WHAT YOU HAVE TO DO = List the lines of this listing that hold the word "styles".

SUPPLIED MATERIAL =
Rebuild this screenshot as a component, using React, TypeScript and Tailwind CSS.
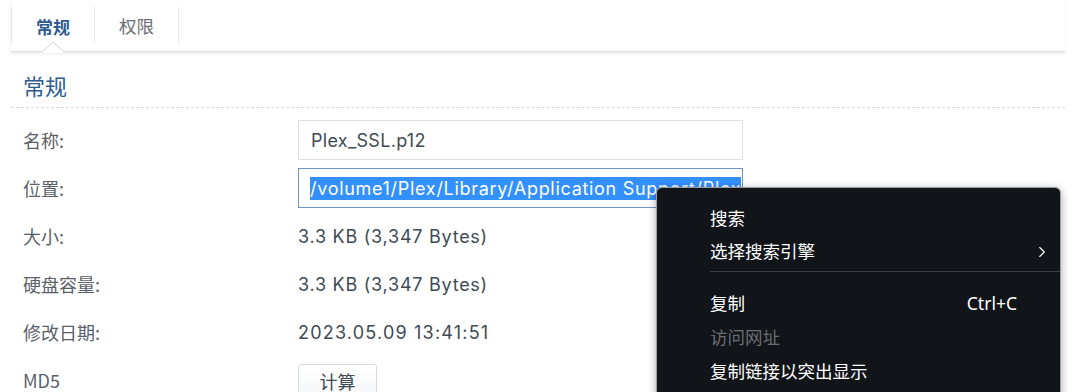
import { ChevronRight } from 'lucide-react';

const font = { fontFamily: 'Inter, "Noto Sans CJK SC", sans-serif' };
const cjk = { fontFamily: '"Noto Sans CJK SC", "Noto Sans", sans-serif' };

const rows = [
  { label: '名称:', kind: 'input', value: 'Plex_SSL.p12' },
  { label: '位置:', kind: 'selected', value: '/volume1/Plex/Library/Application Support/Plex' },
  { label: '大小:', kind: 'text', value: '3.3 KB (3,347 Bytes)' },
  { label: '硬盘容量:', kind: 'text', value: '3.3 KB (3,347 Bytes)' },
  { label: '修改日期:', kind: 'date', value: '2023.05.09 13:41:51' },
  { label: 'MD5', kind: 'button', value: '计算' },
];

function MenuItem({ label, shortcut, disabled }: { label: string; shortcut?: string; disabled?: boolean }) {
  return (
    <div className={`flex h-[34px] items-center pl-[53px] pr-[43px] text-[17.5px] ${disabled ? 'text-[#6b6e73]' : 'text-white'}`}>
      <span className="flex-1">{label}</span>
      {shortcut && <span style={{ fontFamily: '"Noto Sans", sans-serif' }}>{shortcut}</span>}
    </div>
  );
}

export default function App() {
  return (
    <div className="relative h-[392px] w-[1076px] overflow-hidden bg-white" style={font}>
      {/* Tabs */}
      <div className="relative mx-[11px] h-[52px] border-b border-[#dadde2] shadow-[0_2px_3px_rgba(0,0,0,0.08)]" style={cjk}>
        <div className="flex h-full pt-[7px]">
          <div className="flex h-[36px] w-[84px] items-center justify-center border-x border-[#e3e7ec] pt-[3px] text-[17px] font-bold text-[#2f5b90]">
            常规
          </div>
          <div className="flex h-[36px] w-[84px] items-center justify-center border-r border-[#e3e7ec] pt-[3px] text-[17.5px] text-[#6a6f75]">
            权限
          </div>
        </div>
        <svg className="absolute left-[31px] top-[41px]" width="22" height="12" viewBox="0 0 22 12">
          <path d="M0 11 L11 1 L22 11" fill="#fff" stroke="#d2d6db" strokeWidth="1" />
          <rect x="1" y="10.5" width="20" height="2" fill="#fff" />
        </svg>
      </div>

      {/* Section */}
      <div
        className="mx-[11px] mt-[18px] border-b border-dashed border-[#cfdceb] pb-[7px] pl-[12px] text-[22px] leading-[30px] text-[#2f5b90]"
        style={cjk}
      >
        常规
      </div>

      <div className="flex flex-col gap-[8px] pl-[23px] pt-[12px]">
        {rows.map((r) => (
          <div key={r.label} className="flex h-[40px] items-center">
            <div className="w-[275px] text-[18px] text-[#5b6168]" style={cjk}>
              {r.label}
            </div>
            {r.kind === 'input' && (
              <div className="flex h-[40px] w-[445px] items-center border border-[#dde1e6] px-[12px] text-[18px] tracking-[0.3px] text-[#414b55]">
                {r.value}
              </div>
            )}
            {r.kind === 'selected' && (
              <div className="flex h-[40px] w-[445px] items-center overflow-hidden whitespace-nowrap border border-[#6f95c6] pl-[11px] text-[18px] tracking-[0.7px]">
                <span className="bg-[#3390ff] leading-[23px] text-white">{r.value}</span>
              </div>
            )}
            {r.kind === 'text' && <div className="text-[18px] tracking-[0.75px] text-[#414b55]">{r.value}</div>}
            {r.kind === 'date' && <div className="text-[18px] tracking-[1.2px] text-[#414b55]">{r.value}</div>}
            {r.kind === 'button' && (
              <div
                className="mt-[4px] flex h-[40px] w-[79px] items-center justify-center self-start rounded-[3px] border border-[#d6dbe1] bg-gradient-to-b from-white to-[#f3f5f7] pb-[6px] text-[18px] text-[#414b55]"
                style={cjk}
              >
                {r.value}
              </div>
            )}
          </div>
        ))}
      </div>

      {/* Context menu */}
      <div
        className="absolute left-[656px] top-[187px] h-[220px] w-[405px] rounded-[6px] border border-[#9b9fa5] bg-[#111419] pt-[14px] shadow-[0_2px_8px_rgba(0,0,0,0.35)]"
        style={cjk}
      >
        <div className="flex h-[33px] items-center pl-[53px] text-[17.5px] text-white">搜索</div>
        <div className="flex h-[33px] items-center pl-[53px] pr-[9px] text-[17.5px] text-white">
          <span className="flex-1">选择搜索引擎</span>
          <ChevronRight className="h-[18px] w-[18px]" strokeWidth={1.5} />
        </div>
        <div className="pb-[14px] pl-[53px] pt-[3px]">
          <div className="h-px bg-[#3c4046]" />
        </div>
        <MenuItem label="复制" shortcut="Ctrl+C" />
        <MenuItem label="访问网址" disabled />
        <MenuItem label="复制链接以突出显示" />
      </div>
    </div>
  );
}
---
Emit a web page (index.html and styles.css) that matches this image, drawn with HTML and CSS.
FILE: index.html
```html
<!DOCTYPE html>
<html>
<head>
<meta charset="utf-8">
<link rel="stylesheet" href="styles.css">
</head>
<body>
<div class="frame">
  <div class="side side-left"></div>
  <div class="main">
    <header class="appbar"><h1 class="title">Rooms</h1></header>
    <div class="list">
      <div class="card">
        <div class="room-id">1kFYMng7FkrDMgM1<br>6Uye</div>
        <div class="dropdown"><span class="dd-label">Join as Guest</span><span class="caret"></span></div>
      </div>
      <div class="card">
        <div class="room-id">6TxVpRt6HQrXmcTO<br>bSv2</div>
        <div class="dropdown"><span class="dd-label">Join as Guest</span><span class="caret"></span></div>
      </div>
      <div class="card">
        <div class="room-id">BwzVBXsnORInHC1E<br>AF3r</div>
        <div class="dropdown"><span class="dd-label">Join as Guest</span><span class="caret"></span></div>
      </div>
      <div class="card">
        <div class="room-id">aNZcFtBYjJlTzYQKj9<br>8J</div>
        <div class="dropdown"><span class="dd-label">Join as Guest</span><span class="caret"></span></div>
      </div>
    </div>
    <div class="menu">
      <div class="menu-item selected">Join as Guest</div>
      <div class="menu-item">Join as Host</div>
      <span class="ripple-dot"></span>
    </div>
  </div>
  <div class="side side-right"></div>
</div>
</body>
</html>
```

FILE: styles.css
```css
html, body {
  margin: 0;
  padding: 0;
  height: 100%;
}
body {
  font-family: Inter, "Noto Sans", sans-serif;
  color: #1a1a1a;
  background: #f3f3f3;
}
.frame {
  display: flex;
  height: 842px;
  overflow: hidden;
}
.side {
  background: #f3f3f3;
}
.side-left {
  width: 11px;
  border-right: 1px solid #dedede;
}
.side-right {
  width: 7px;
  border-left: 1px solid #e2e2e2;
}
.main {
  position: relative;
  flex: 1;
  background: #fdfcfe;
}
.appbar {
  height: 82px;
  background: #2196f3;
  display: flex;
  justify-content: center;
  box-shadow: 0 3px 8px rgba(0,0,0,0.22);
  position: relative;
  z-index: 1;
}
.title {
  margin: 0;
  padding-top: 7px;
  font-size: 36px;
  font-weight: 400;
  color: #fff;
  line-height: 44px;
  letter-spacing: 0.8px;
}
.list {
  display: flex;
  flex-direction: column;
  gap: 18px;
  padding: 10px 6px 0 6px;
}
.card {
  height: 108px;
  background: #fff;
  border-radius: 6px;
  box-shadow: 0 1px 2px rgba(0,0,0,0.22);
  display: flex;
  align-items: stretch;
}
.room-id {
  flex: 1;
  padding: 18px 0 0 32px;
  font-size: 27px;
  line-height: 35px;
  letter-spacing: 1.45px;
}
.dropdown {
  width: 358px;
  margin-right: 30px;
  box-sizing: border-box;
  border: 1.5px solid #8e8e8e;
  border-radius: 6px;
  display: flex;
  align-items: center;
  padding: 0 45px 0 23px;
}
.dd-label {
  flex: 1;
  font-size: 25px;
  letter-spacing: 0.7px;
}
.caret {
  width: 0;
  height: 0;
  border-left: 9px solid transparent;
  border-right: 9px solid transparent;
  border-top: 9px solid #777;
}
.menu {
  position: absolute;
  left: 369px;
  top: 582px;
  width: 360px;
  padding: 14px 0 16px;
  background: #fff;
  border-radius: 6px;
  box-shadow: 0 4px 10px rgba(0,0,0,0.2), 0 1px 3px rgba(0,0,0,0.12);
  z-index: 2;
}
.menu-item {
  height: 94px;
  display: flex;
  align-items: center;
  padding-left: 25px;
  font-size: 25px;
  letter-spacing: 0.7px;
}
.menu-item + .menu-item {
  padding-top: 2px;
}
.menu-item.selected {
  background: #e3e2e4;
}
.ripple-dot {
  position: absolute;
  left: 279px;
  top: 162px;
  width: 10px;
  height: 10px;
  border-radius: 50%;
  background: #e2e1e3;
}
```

TASK ANSWER =
Emit a web page (index.html and styles.css) that matches this image, drawn with HTML and CSS.
<link rel="stylesheet" href="styles.css">
FILE: styles.css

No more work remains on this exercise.